An imposing thud echoes throughout the gym whenever Perkins hits the ball in full force. The outside hitter’s trademark orange game socks attract even more attention. She explodes off the floor like she’s got a jet pack strapped on, a purple-and-gold flash streaking across the net. Perkins’ airborne efforts are an aspect of her game that Strother, a setter, admires and depends on.

“I can set her anything, and she’ll be there,” Strother said. “She’ll be there every single time, no matter if I mess up, or if my set is way past where it should be. She’s still going to be there, and she’ll still be jumping high.”

After a late-afternoon practice, Strother and Perkins sat together on a table by the entrance to Hickman’s gym, surrounded by the rustle of early autumn leaves being swept into the halls by a gentle wind. The two friends laughed as they reminisced about the mutual dislike they shared for each other in elementary school and how they argued during kickball games. As they became friends, Strother discovered that the only thing louder than Perkins’ spikes might be her personalty.

“She talks all the time, you can’t shut her up,” Strother said. Perkins jokingly interjected a loud “Yup!” or “Yeah!” as Strother described her friend’s talkative nature.

“She’s got a bubbly personality and everyone likes to be around her,” Strother said. “Everyone wants to know her. Everyone does know her.”

Other students walked by them, and it seemed like Perkins was running for student body president. She constantly had to stop talking in order to respond to friends’ greetings. One student after another exchanged hugs, handshakes and waves of the hand.

In some ways, Strother is the opposite of Perkins, who, laughing and talking exuberantly, greeted friends as if she hadn’t seen them in years. Strother, however, interacted like she was moving to a different state the next day, hugging one friend with her eyes closed, as if it were a last goodbye.

Unlike Perkins, Strother’s on-court persona doesn’t mirror her normal attitude. The “sweetheart,” as Babcock described her, becomes a model of focus when she plays. Her eyes enlarge whenever she’s ready to set, her intense glare locked on to the descending ball. Her concentration is written on her emotionless face. It’s as if a nuclear bomb would go off if she somehow missed her set. When her set leads to a Kewpies point, her intensity explodes. Strother jumps and down uncontrollably and pumps her clenched fist. Perkins knows what goes into her teammate’s efforts.
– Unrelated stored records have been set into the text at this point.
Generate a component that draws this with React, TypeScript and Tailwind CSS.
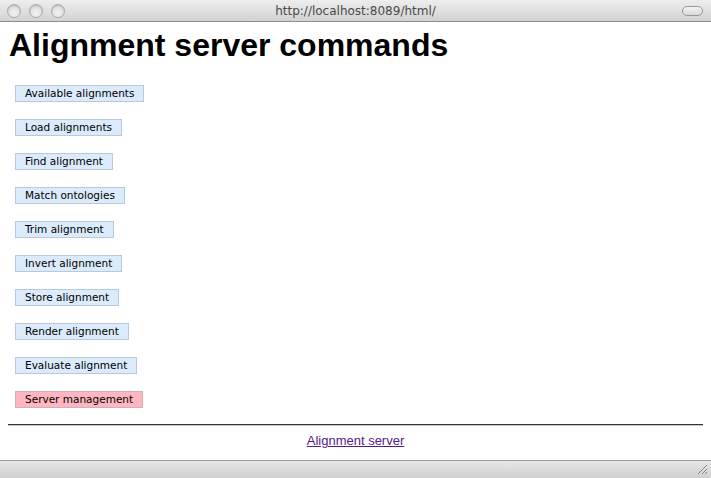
import React from "react";

const items = [
  "Available alignments",
  "Load alignments",
  "Find alignment",
  "Match ontologies",
  "Trim alignment",
  "Invert alignment",
  "Store alignment",
  "Render alignment",
  "Evaluate alignment",
];

function Light() {
  return (
    <div className="w-[14px] h-[14px] rounded-full border border-[#a8a8a8] bg-[radial-gradient(circle_at_50%_70%,#f4f4f4,#d2d2d2)] shadow-[inset_0_1px_1px_rgba(0,0,0,0.15)]" />
  );
}

export default function App() {
  return (
    <div className="w-[711px] h-[478px] flex flex-col bg-white overflow-hidden" style={{ fontFamily: "'DejaVu Sans', sans-serif" }}>
      <div className="h-[22px] shrink-0 relative flex items-center border-b border-[#8e8e8e] bg-gradient-to-b from-[#eeeeee] to-[#d2d2d2]">
        <div className="flex gap-[8px] pl-[7px]">
          <Light />
          <Light />
          <Light />
        </div>
        <div className="absolute inset-0 flex items-center justify-center text-[12px] text-[#4a4a4a]" style={{ fontFamily: "'DejaVu Sans', sans-serif" }}>
          http://localhost:8089/html/
        </div>
        <div className="ml-auto mr-[8px] w-[21px] h-[10px] rounded-full border border-[#999] bg-gradient-to-b from-[#f4f4f4] to-[#d8d8d8]" />
      </div>
      <div className="flex-1 flex flex-col px-[8px]">
        <h1 className="text-[32px] font-bold leading-[37px] text-black mt-[5px] ml-[1px]" style={{ fontFamily: "'Liberation Sans', Arial, sans-serif" }}>
          Alignment server commands
        </h1>
        <div className="flex flex-col gap-[17px] mt-[21px] ml-[7px]">
          {items.map((t) => (
            <div key={t} className="self-start h-[17px] px-[9px] flex items-center border border-[#b7c9dc] bg-[#dcebfb] text-[10.5px] text-black">
              {t}
            </div>
          ))}
          <div className="self-start h-[17px] px-[9px] flex items-center border border-[#c9b3b8] bg-[#ffb6c1] text-[10.5px] text-black">
            Server management
          </div>
        </div>
        <div className="mt-[16px] border-t border-[#333] border-b border-b-[#c8c8c8]" />
        <div className="text-center mt-[2px]" style={{ fontFamily: "'Liberation Sans', Arial, sans-serif" }}>
          <a href="#" className="text-[13px] text-[#551a8b] underline">Alignment server</a>
        </div>
      </div>
      <div className="h-[18px] shrink-0 relative border-t border-[#9a9a9a] bg-gradient-to-b from-[#e6e6e6] to-[#d0d0d0]">
        <svg className="absolute right-[3px] bottom-[3px]" width="11" height="11" viewBox="0 0 11 11">
          <path d="M1 10 L10 1 M5 10 L10 5 M8 10 L10 8" stroke="#888" strokeWidth="1" />
        </svg>
      </div>
    </div>
  );
}
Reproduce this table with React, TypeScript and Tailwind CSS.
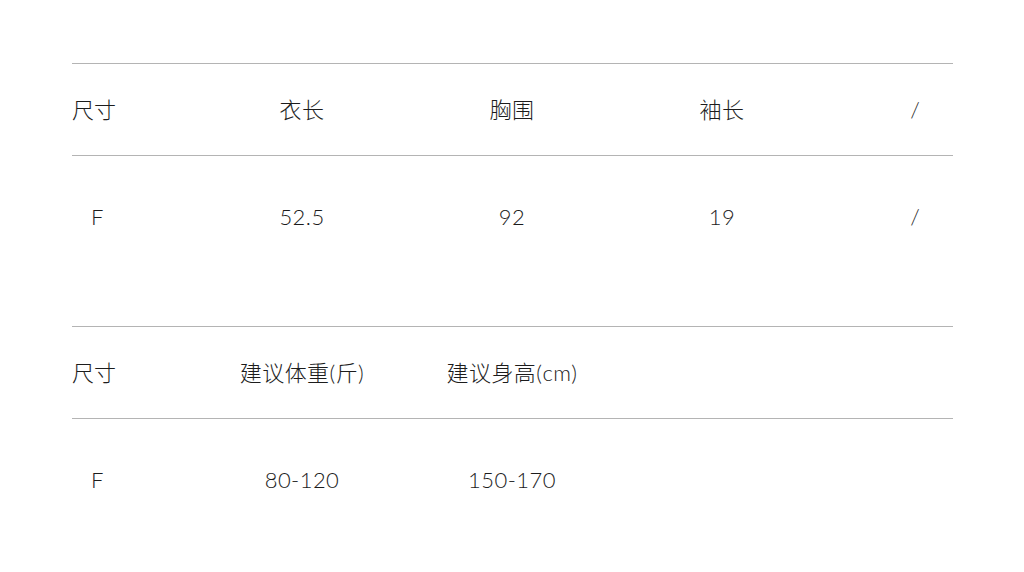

“(Being a setter) requires a lot of running and thinking,” Perkins said. “You have to able be able to set five different people, so you have to just have your mind game on, and I know that she’s focused on the game.”

If Perkins and Strother are polar opposites, Babcock lies somewhere in the middle. The 5-foot-6 libero stands between the 5-foot-8 Strother and the 5-foot-4 Perkins. Strother brings intensity, while Perkins brings a mix of energy and humor. Babcock brings consistency.

“She gives it her all, absolutely everything all the time,” senior defensive specialist Emily Brengarth said.

Babcock seems like she’s at peace when she plays. During the last game of the regular season against Rock Bridge, the Bruins cheering section decided to have some fun at Babcock’s expense. Because of a uniform controversy, Babcock wasn’t wearing her jersey but a bright yellow T-shirt with her number on it. Chants of “Get a jersey!” echoed from one side of the Hearnes Center bleachers, but Babcock wasn’t fazed. The libero continued to dive on the floor at every possible angle, refusing to let any ball hit the ground.

Babcock carries herself with composure even when she’s not in uniform.

“She’s a lot more quiet (than Perkins and Strother),” Hickman coach Greg Gunn said. “She’s a little more reserved.”

Babcock’s longtime friend would beg to differ.

“If you need a laugh, I’d just go around Hannah,” Strother said. “Anytime I’m around her she’ll bring up something from playing with the Vipers that will make me laugh.”

Gunn is eager to see what the trio will be capable of after another year of experience, as well as gaining confidence from being the defending District 8 champions.